CME Starts Single-Stock Futures, Tick & Crypto Now

CME Starts Single-Stock Futures, Tick & Crypto Now

Mon, February 16, 2026

CME Starts Single-Stock Futures, Tick & Crypto Now

In the past week CME Group moved decisively on three fronts: product expansion into single-stock futures, microstructure adjustments for S&P 500 options, and new cryptocurrency reference data. Each change is operationally concrete and has near-term implications for trading flow, fee dynamics and revenue composition for the S&P 500-listed exchange.

Key developments

Single-stock futures (SSFs) planned for summer 2026

CME announced it will launch financially settled single-stock futures on more than 50 major U.S. equities, including large S&P 500 names. The contracts are scheduled for a summer 2026 rollout, subject to regulatory approvals. This marks a strategic extension from index- and macro-focused derivatives into individual equity exposures that appeal to institutional hedgers, proprietary firms and capital-efficient long/short strategies.

S&P 500 options tick expansion (Phase 3)

Effective in early February, CME implemented the next phase of its variable tick program for S&P 500 options, expanding tick granularity to additional price bands. The change alters quoting and execution increments across heavily traded strikes and will require market makers, high-frequency traders and clearing firms to adjust models and order-management systems to the updated tick table.

New crypto reference indices and real-time feeds

CME introduced several crypto market-data products, including a second-by-second index feed and a Nasdaq/CME settlement-price index published daily. The exchange also added a Uniswap-dollar reference rate variant. These feeds improve price transparency and create infrastructure that could underpin new crypto derivatives or settlement mechanisms offered by CME.

Why these changes matter for CME stock

Revenue and volume implications

Single-stock futures expand addressable volume—particularly if they capture options and OTC flow seeking capital efficiency. New contract types typically attract hedging-related activity and arbitrage between cash and futures, which can increase cleared notional and transaction fees.
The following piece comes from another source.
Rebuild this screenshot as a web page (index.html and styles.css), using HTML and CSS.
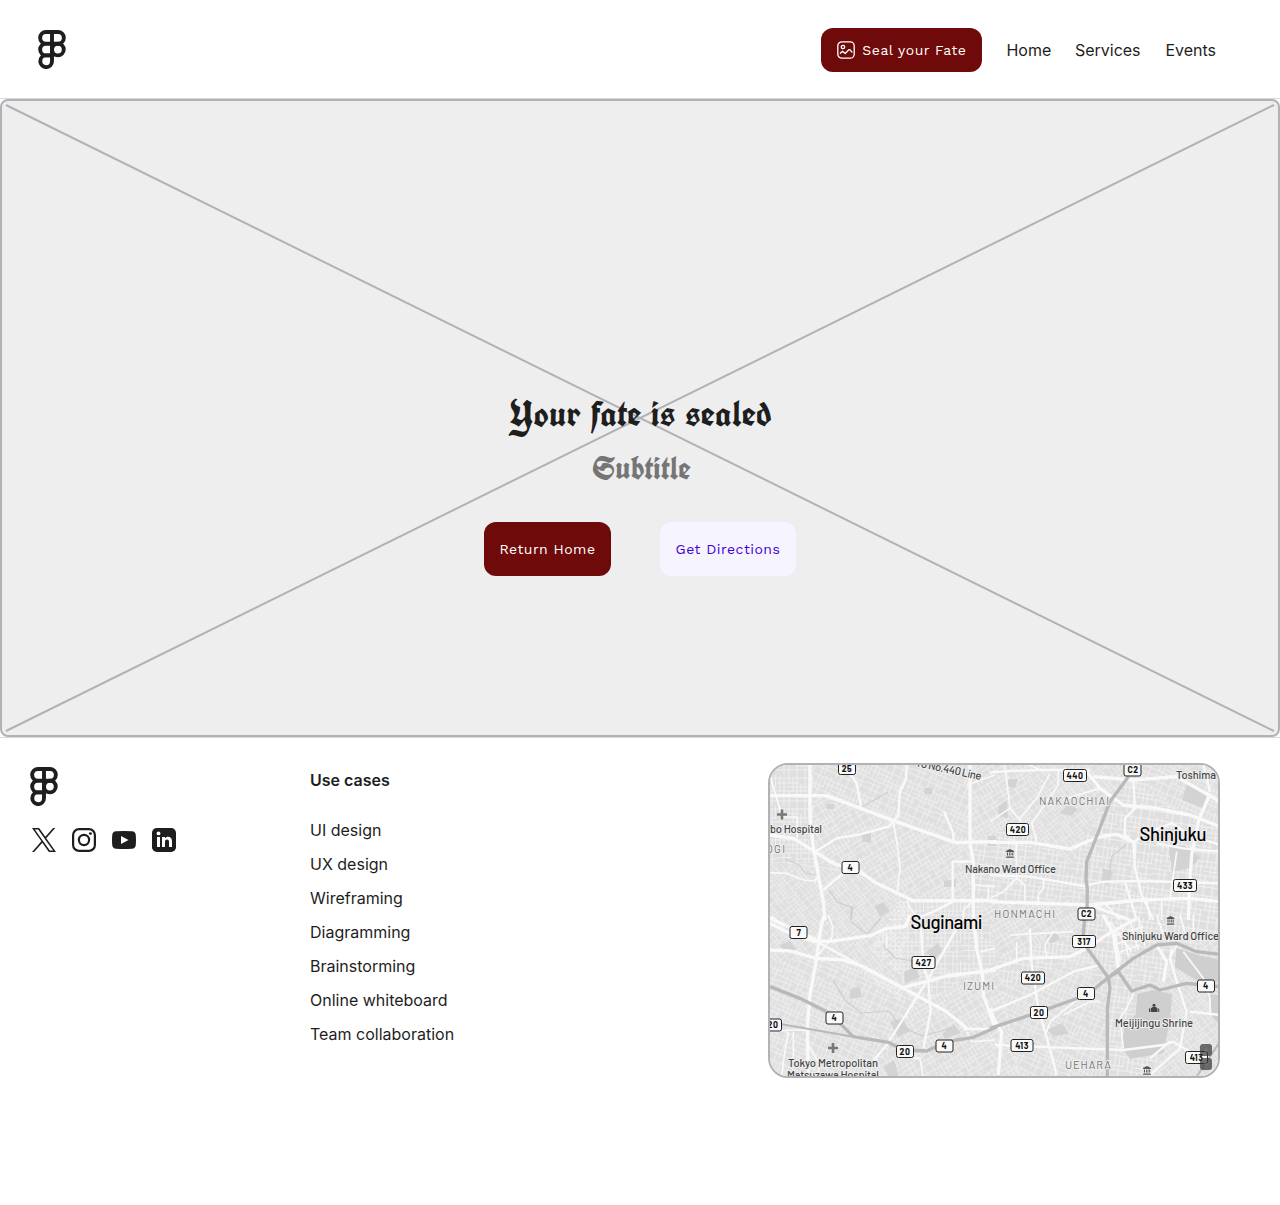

Meanwhile, the tick expansion may change quoting behavior and spread capture for liquidity providers; that can shift executed spreads and affect per-contract revenue.

Pricing power and margin considerations

Analysts entering CME’s latest quarterly reporting cycle were watching whether fee changes would offset pressure from lower per-contract pricing. Recent guidance and analyst models (consensus EPS and revenue expectations for Q4 2025 were in the neighborhood of $2.75 and $1.64 billion) highlight sensitivity to volume mix and pricing. New products offer a growth pathway, but the timing and scale of contribution will determine whether they offset any margin compression from microstructure shifts.

Operational and regulatory risk

Adding SSFs and high-frequency data feeds increases operational complexity. Firms must adapt clearing, surveillance, and connectivity arrangements. Regulatory approvals and post-launch stability are key: CME’s reputation for resilient infrastructure is a competitive advantage, but any execution or settlement issues around new products would draw heightened scrutiny given the exchange’s S&P 500 profile.

Bottom line

CME’s near-term moves are tangible: launching single-stock futures, adjusting S&P 500 options ticks, and publishing new crypto reference data. Each has distinct beneficiaries—traders gain new hedging tools and data; CME gains potential volume and product diversification. For equity investors, the strategic direction is constructive, but outcomes hinge on adoption rates, fee strategies, and operational rollout. These initiatives expand CME’s product set and data offerings in ways that could lift trading and clearing volumes over time while introducing modest short-term execution and pricing complexity.

Investors should watch regulatory milestones for SSFs, early volume patterns post-launch, and commentary from management on fee adjustments and margin trends in upcoming earnings communications.